Adaptability is less about dramatic pivots and more about staying mentally flexible. This includes remaining open to new tools and not getting stuck in old practices that might not be the best fit for your business today. Founders who can adapt don’t waste energy or resources fighting reality. They zone in on what can be changed and continue progressing.
7. Self-management
This one isn’t discussed enough. Running a business can be incredibly draining, both mentally and physically. There’s no “switch off” when something goes wrong. You can clock off at 5 pm, but your brain doesn’t. You’re contemplating cash flow while cooking dinner. Revisiting a tough client call while sitting around with friends. Staying up till 2 am because you’ve forgotten to send an email.
Handling that mental burden comes with the territory, but mastering it is a skill unto itself. Knowing when to walk away, when to stop refreshing your inbox and understanding that some things can wait until tomorrow makes a difference. Sure, you’re the founder, but that doesn’t mean the business should eat up every tiny bit of your life.
Guarding that space isn’t lazy or indulgent. It’s what holds you steady and keeps you sane. Because when you’re rested and clearheaded, you make better calls, respond more calmly and show up more effectively the next day. Even founders need boundaries.
Final thoughts
No two days look the same when you’re a founder, but the skills behind each day don’t change all that much.
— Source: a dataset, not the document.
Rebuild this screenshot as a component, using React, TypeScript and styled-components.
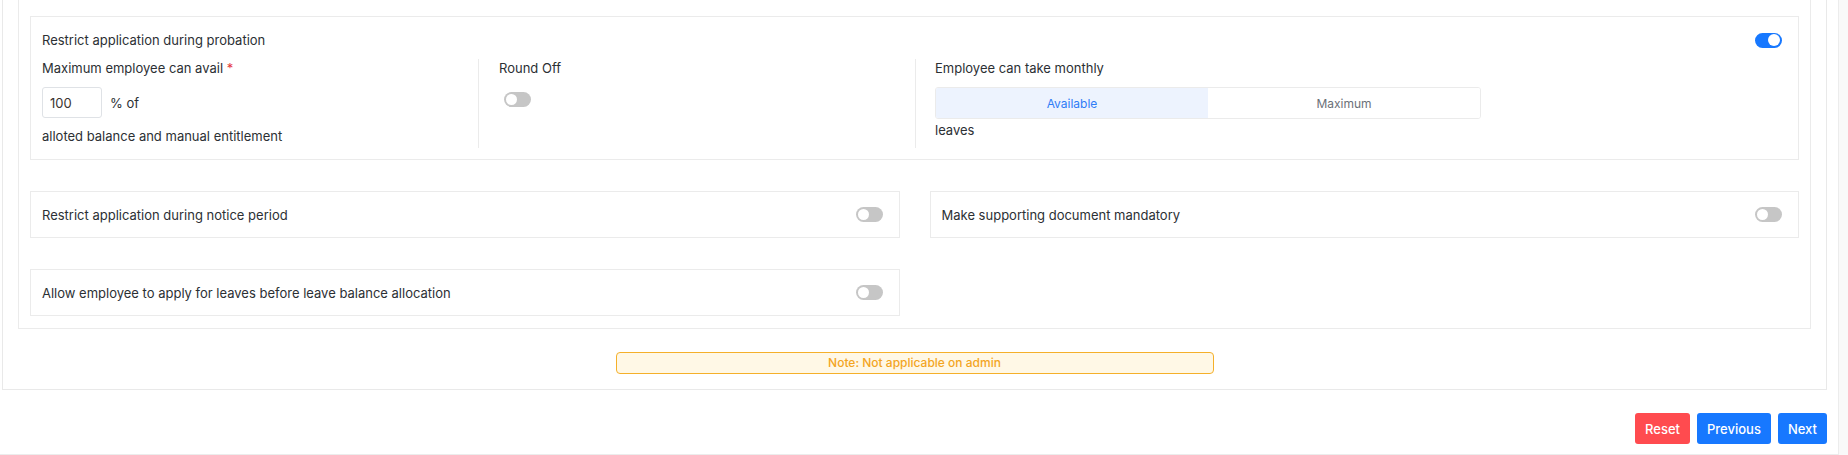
import React from "react";
import styled, { createGlobalStyle } from "styled-components";

interface SwitchProps {
   on?: boolean;
}

const Toggle = ({ on }: SwitchProps) => (
   <Track $on={on}>
      <Knob $on={on} />
   </Track>
);

const SettingCard = ({ label }: { label: string }) => (
   <Card>
      <span>{label}</span>
      <Toggle />
   </Card>
);

const App = () => {
   return (
      <>
         <GlobalStyle />
         <Page>
            <Main>
               <Frame>
                  <Panel>
                     <Probation>
                        <TitleRow>
                           <span>Restrict application during probation</span>
                           <Toggle on />
                        </TitleRow>

                        <Columns>
                           <Column>
                              <Label>
                                 Maximum employee can avail <Star>*</Star>
                              </Label>
                              <InputRow>
                                 <Input defaultValue="100" />
                                 <span>% of</span>
                              </InputRow>
                              <Line>alloted balance and manual entitlement</Line>
                           </Column>

                           <Column $divided>
                              <Label>Round Off</Label>
                              <SwitchWrap>
                                 <Toggle />
                              </SwitchWrap>
                           </Column>

                           <Column $divided $pad={19}>
                              <Label>Employee can take monthly</Label>
                              <Segmented>
                                 <Segment $active>Available</Segment>
                                 <Segment>Maximum</Segment>
                              </Segmented>
                              <Leaves>leaves</Leaves>
                           </Column>
                        </Columns>
                     </Probation>

                     <CardGrid>
                        <SettingCard label="Restrict application during notice period" />
                        <SettingCard label="Make supporting document mandatory" />
                        <SettingCard label="Allow employee to apply for leaves before leave balance allocation" />
                     </CardGrid>
                  </Panel>

                  <Note>Note: Not applicable on admin</Note>
               </Frame>

               <Footer>
                  <Button $color="#ff4b4f">Reset</Button>
                  <Button $color="#1778ff">Previous</Button>
                  <Button $color="#1778ff">Next</Button>
               </Footer>
            </Main>
            <Scroll />
         </Page>
      </>
   );
};

const GlobalStyle = createGlobalStyle`
   html, body {
      margin: 0;
      background: #fff;
   }

   body {
      font-family: Inter, "Noto Sans", sans-serif;
      font-size: 13px;
      color: #2c3034;
   }

   * {
      box-sizing: border-box;
   }
`;

const Page = styled.div`
   display: grid;
   grid-template-columns: 1839px 1fr;
   height: 455px;
   overflow: hidden;
`;

const Main = styled.div`
   display: flex;
   flex-direction: column;
   border-right: 1px solid #ececec;
   border-bottom: 1px solid #ececec;
   padding: 0 11px 10px 2px;
`;

const Scroll = styled.div`
   background: #f9f9f9;
`;

const Frame = styled.div`
   border: 1px solid #e9e9e9;
   border-top: none;
   padding: 0 15px 15px 15px;
`;

const Panel = styled.div`
   display: flex;
   flex-direction: column;
   gap: 31px;
   border: 1px solid #ebebeb;
   border-top: none;
   padding: 16px 11px 12px 11px;
`;

const Probation = styled.div`
   border: 1px solid #ebebeb;
   padding: 13px 16px 11px 11px;
`;

const TitleRow = styled.div`
   display: flex;
   align-items: center;
   justify-content: space-between;
   line-height: 20px;
`;

const Columns = styled.div`
   display: grid;
   grid-template-columns: 436px 437px 1fr;
   margin-top: 9px;
`;

const Column = styled.div<{ $divided?: boolean; $pad?: number }>`
   min-height: 89px;
   padding-left: ${(p) => (p.$divided ? `${p.$pad ?? 20}px` : "0")};
   border-left: ${(p) => (p.$divided ? "1px solid #ebebeb" : "none")};
`;

const Label = styled.div`
   line-height: 19px;
`;

const Leaves = styled.div`
   line-height: 20px;
   margin-top: 1px;
`;

const Star = styled.span`
   color: #e5383b;
`;

const InputRow = styled.div`
   display: flex;
   align-items: center;
   gap: 8px;
   margin-top: 9px;
`;

const Input = styled.input`
   width: 60px;
   height: 31px;
   padding: 0 7px;
   border: 1px solid #dfe2e6;
   border-radius: 3px;
   font-family: Inter, "Noto Sans", sans-serif;
   font-size: 13px;
   color: #3a3330;
   outline: none;
`;

const Line = styled.div`
   margin-top: 9px;
   line-height: 19px;
`;

const SwitchWrap = styled.div`
   margin: 14px 0 0 5px;
`;

const Track = styled.span<{ $on?: boolean }>`
   display: inline-flex;
   align-items: center;
   justify-content: ${(p) => (p.$on ? "flex-end" : "flex-start")};
   width: 27px;
   height: 15px;
   padding: 0 2px;
   border-radius: 8px;
   background: ${(p) => (p.$on ? "#1778ff" : "#c6c6c6")};
   flex-shrink: 0;
`;

const Knob = styled.span<{ $on?: boolean }>`
   width: ${(p) => (p.$on ? "12px" : "11px")};
   height: ${(p) => (p.$on ? "12px" : "11px")};
   border-radius: 50%;
   background: #fff;
`;

const Segmented = styled.div`
   display: grid;
   grid-template-columns: 272px 1fr;
   width: 546px;
   height: 32px;
   margin-top: 9px;
   border: 1px solid #ebebeb;
   border-radius: 3px;
   overflow: hidden;
`;

const Segment = styled.div<{ $active?: boolean }>`
   display: flex;
   align-items: center;
   justify-content: center;
   font-size: 12px;
   color: ${(p) => (p.$active ? "#2f7cf6" : "#6b7078")};
   background: ${(p) => (p.$active ? "#edf3fe" : "#fff")};
`;

const CardGrid = styled.div`
   display: grid;
   grid-template-columns: 1fr 1fr;
   column-gap: 30px;
   row-gap: 31px;
`;

const Card = styled.div`
   display: flex;
   align-items: center;
   justify-content: space-between;
   height: 47px;
   padding: 0 16px 0 11px;
   border: 1px solid #ebebeb;
`;

const Note = styled.div`
   width: 598px;
   height: 22px;
   margin: 23px auto 0;
   border: 1px solid #f5b02a;
   border-radius: 4px;
   background: #fff8e6;
   color: #f3a51f;
   font-size: 12px;
   font-weight: 500;
   line-height: 20px;
   text-align: center;
`;

const Footer = styled.div`
   display: flex;
   justify-content: flex-end;
   gap: 7px;
   margin-top: 23px;
`;

const Button = styled.button<{ $color: string }>`
   height: 31px;
   padding: 0 10px;
   border: none;
   border-radius: 3px;
   background: ${(p) => p.$color};
   color: #fff;
   font-family: Inter, "Noto Sans", sans-serif;
   font-size: 13px;
   font-weight: 500;
   cursor: pointer;
`;

export default App;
It’s still about communicating clearly, determining what really counts now, making sense of the numbers, keeping a cool head when things go sideways and maintaining good relationships.
It’s not the sort of thing you become great at overnight. It takes time, experience and a few wrong turns. You learn it from previous roles, tough conversations and projects that didn’t pan out the way you hoped. The difference is that once you’re a founder, you rely on those skills every minute of the day.
And more often than not, they’re the glue that keeps everything together when everything else seems uncertain.